The underflow is not a significant error. There is a numerics issue with $\log(1+x)$ when $|x| <\mkern-4mu< 1$. Since $\log(1+x)$ is asymptotic to $x$ as $x\rightarrow0$, underflow in $x$ corresponds to underflow in $\log(1+x)$ so there's little to be done. If it's a problem, then use a higher WorkingPrecision, which just pushes back the underflow problem (hopefully to a point at which it is negligible).
The real problem that shows up in the plot is loss of precision in the machine-precision argument 1 + x. Since floating-point has a fixed-width mantissa, when x is smaller than 1, significant bits are lost; when x is much smaller than 1, many signficant bits are lost. Since the result of Log[1 + x] is approximately x, that loss of significance can be, well, significant. There is function log1p in many math libraries that handles this. It's available in Mathematica as Internal`Log1p[], but it is not in the System` context; see
Elegant high precision `log1p`?
We can turn off the warning message for a session with Off[] (until turned back on with On[]) or temporarily for a computation with Quiet[].

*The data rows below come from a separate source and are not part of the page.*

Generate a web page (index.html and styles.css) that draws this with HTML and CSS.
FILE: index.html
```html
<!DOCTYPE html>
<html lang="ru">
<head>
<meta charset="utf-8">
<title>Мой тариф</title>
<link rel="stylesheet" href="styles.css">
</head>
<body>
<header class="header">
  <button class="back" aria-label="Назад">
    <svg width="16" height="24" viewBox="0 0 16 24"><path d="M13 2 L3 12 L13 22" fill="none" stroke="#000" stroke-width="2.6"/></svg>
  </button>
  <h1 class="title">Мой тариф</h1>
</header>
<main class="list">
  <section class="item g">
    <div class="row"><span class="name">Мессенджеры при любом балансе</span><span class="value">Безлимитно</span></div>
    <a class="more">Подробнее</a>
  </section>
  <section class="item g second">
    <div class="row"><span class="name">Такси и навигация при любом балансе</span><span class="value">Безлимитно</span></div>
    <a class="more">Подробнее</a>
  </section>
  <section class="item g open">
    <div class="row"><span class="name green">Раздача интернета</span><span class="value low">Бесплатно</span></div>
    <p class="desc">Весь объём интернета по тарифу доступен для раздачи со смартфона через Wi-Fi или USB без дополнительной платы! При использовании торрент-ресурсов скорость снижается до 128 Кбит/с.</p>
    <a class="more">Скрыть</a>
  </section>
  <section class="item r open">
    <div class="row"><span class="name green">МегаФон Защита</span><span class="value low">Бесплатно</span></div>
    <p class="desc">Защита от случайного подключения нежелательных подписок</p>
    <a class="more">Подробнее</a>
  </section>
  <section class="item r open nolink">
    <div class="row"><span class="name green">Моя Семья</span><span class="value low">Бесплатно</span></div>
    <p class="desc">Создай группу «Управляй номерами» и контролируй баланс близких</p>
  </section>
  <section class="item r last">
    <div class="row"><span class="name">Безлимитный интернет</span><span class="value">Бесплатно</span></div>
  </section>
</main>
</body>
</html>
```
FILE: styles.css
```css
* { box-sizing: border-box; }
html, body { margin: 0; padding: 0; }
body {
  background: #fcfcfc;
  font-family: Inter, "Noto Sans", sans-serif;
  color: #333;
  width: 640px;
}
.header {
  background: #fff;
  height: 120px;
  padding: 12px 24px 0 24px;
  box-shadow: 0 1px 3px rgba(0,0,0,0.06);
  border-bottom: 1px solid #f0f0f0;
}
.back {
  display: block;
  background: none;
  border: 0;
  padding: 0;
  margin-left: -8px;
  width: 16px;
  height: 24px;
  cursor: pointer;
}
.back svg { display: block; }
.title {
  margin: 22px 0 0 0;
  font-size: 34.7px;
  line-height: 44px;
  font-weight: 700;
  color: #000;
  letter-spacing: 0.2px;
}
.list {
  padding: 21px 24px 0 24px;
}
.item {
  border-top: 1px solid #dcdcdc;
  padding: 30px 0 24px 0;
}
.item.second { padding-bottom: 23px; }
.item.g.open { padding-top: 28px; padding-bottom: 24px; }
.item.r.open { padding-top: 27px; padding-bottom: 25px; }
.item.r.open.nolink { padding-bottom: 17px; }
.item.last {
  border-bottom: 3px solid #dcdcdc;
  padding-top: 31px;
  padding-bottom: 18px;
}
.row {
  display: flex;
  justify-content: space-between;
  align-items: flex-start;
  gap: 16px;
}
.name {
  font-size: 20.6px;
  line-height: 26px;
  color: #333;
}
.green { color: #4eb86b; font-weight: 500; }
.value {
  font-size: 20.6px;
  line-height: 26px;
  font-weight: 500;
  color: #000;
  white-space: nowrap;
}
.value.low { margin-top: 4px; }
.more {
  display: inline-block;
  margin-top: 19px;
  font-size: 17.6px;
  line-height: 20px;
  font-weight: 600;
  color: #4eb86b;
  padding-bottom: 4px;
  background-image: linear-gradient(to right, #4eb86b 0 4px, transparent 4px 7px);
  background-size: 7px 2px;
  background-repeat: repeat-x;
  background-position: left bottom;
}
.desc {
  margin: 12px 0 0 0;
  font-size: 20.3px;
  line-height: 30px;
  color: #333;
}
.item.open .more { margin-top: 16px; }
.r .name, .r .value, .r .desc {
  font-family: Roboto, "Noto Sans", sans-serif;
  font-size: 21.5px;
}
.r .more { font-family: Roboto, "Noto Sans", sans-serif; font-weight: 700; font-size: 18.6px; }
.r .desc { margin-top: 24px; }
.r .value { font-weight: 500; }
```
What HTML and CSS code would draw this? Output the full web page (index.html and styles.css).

Clear[t, a0, α, δ, Θ, lmin, lmin2, ebar, nmin, nmin2]
a0 = 2.4*10^-10;
α = 10;
δ = 1/100;
ebar = ((t/Θ)^2)*
Integrate[x/(Exp[x] - 1), {x, 0, Θ/t},
Assumptions -> Θ > 0 && t > 0] /.
Log[x_] :> Internal`Log1p[x - 1 // Simplify];
Θ = 0.1;
nmin = (4*Θ*α)/(t*ebar)*((ebar/α) + (1/4))^2;
nmin2 = (2 α/δ)*(Θ/t)*ebar;
Quiet[
LogLogPlot[{nmin, nmin2}, {t, 10^-4, 10^3}, PlotRange -> All],
General::munfl]